++++ Data block ++++

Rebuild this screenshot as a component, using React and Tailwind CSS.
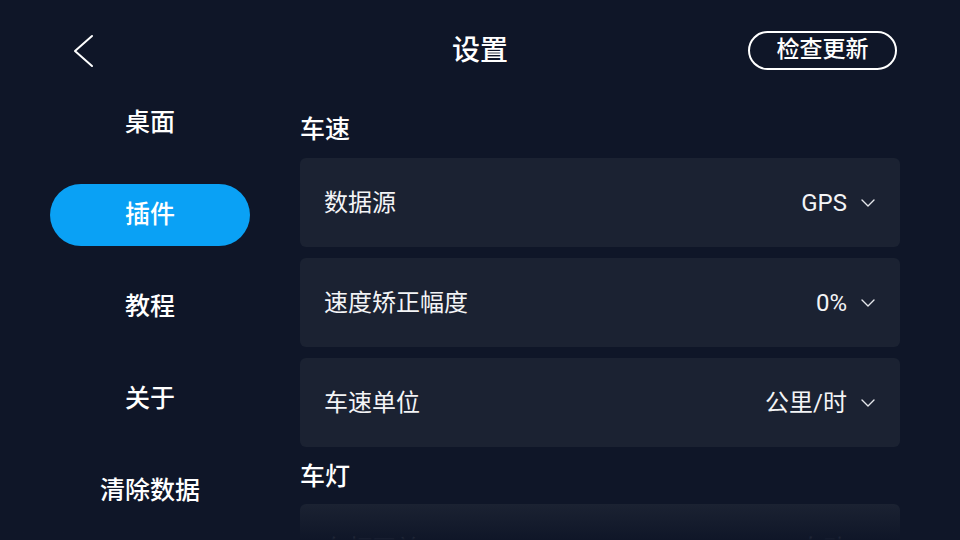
const menu = ["桌面", "插件", "教程", "关于", "清除数据"];

const speedRows = [
  { label: "数据源", value: "GPS" },
  { label: "速度矫正幅度", value: "0%" },
  { label: "车速单位", value: "公里/时" },
];

const Chevron = () => (
  <svg width="14" height="8" viewBox="0 0 14 8" fill="none" className="ml-[14px]">
    <path d="M1 1l6 6 6-6" stroke="#e5e7eb" strokeWidth="1.4" strokeLinecap="round" strokeLinejoin="round" />
  </svg>
);

const Row = ({ label, value }) => (
  <div className="flex h-[89px] items-center justify-between rounded-[6px] bg-[#1b2232] pl-6 pr-[25px]">
    <span className="text-[24px] text-[#f3f4f6]">{label}</span>
    <div className="flex items-center">
      <span className="text-[24px] text-[#f3f4f6]">{value}</span>
      <Chevron />
    </div>
  </div>
);

const App = () => {
  return (
    <div
      className="relative h-[540px] w-[960px] overflow-hidden bg-[#0f1628] text-white"
      style={{ fontFamily: 'Roboto, "Noto Sans CJK SC", sans-serif' }}
    >
      {/* Header */}
      <div className="relative flex h-[76px] items-start pt-[31px]">
        <button className="ml-[70px] flex h-[39px] w-[26px] items-center justify-center text-white">
          <svg width="24" height="34" viewBox="0 0 24 34" fill="none">
            <path d="M21 2L4 17l17 15" stroke="white" strokeWidth="2" strokeLinecap="round" strokeLinejoin="round" />
          </svg>
        </button>
        <h1 className="absolute left-1/2 top-[31px] flex h-[39px] -translate-x-1/2 items-center text-[28px] font-medium">设置</h1>
        <button className="ml-auto mr-[63px] flex h-[39px] w-[149px] items-center justify-center rounded-full border-2 border-white text-[23px] font-medium">
          检查更新
        </button>
      </div>

      <div className="flex pt-[1px]">
        {/* Sidebar */}
        <div className="flex w-[300px] flex-col">
          {menu.map((item, i) => (
            <div key={item} className="flex h-[92px] items-center justify-center">
              {i === 1 ? (
                <div className="flex h-[62px] w-[200px] items-center justify-center rounded-full bg-[#0aa1f5] text-[25px] font-medium">
                  {item}
                </div>
              ) : (
                <span className="text-[25px] font-medium">{item}</span>
              )}
            </div>
          ))}
        </div>

        {/* Content */}
        <div className="w-[600px] pt-[38px]">
          <h2 className="mb-[13px] text-[25px] leading-[30px] font-medium">车速</h2>
          <div className="flex flex-col gap-[11px]">
            {speedRows.map((r) => (
              <Row key={r.label} {...r} />
            ))}
          </div>
          <h2 className="mb-[12px] mt-[15px] text-[25px] leading-[30px] font-medium">车灯</h2>
          <Row label="车灯开关" value="自动" />
        </div>
      </div>

      {/* bottom fade */}
      <div className="pointer-events-none absolute bottom-0 left-0 right-0 h-[36px] bg-gradient-to-b from-transparent to-[#0f1628]" />
    </div>
  );
};

export default App;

++++

Reproduce every line exactly and omit all pictures.

Rebuild this screenshot as a component, using React and Tailwind CSS.
const menu = ["桌面", "插件", "教程", "关于", "清除数据"];

const speedRows = [
  { label: "数据源", value: "GPS" },
  { label: "速度矫正幅度", value: "0%" },
  { label: "车速单位", value: "公里/时" },
];

const Chevron = () => (
  <svg width="14" height="8" viewBox="0 0 14 8" fill="none" className="ml-[14px]">
    <path d="M1 1l6 6 6-6" stroke="#e5e7eb" strokeWidth="1.4" strokeLinecap="round" strokeLinejoin="round" />
  </svg>
);

const Row = ({ label, value }) => (
  <div className="flex h-[89px] items-center justify-between rounded-[6px] bg-[#1b2232] pl-6 pr-[25px]">
    <span className="text-[24px] text-[#f3f4f6]">{label}</span>
    <div className="flex items-center">
      <span className="text-[24px] text-[#f3f4f6]">{value}</span>
      <Chevron />
    </div>
  </div>
);

const App = () => {
  return (
    <div
      className="relative h-[540px] w-[960px] overflow-hidden bg-[#0f1628] text-white"
      style={{ fontFamily: 'Roboto, "Noto Sans CJK SC", sans-serif' }}
    >
      {/* Header */}
      <div className="relative flex h-[76px] items-start pt-[31px]">
        <button className="ml-[70px] flex h-[39px] w-[26px] items-center justify-center text-white">
          <svg width="24" height="34" viewBox="0 0 24 34" fill="none">
            <path d="M21 2L4 17l17 15" stroke="white" strokeWidth="2" strokeLinecap="round" strokeLinejoin="round" />
          </svg>
        </button>
        <h1 className="absolute left-1/2 top-[31px] flex h-[39px] -translate-x-1/2 items-center text-[28px] font-medium">设置</h1>
        <button className="ml-auto mr-[63px] flex h-[39px] w-[149px] items-center justify-center rounded-full border-2 border-white text-[23px] font-medium">
          检查更新
        </button>
      </div>

      <div className="flex pt-[1px]">
        {/* Sidebar */}
        <div className="flex w-[300px] flex-col">
          {menu.map((item, i) => (
            <div key={item} className="flex h-[92px] items-center justify-center">
              {i === 1 ? (
                <div className="flex h-[62px] w-[200px] items-center justify-center rounded-full bg-[#0aa1f5] text-[25px] font-medium">
                  {item}
                </div>
              ) : (
                <span className="text-[25px] font-medium">{item}</span>
              )}
            </div>
          ))}
        </div>

        {/* Content */}
        <div className="w-[600px] pt-[38px]">
          <h2 className="mb-[13px] text-[25px] leading-[30px] font-medium">车速</h2>
          <div className="flex flex-col gap-[11px]">
            {speedRows.map((r) => (
              <Row key={r.label} {...r} />
            ))}
          </div>
          <h2 className="mb-[12px] mt-[15px] text-[25px] leading-[30px] font-medium">车灯</h2>
          <Row label="车灯开关" value="自动" />
        </div>
      </div>

      {/* bottom fade */}
      <div className="pointer-events-none absolute bottom-0 left-0 right-0 h-[36px] bg-gradient-to-b from-transparent to-[#0f1628]" />
    </div>
  );
};

export default App;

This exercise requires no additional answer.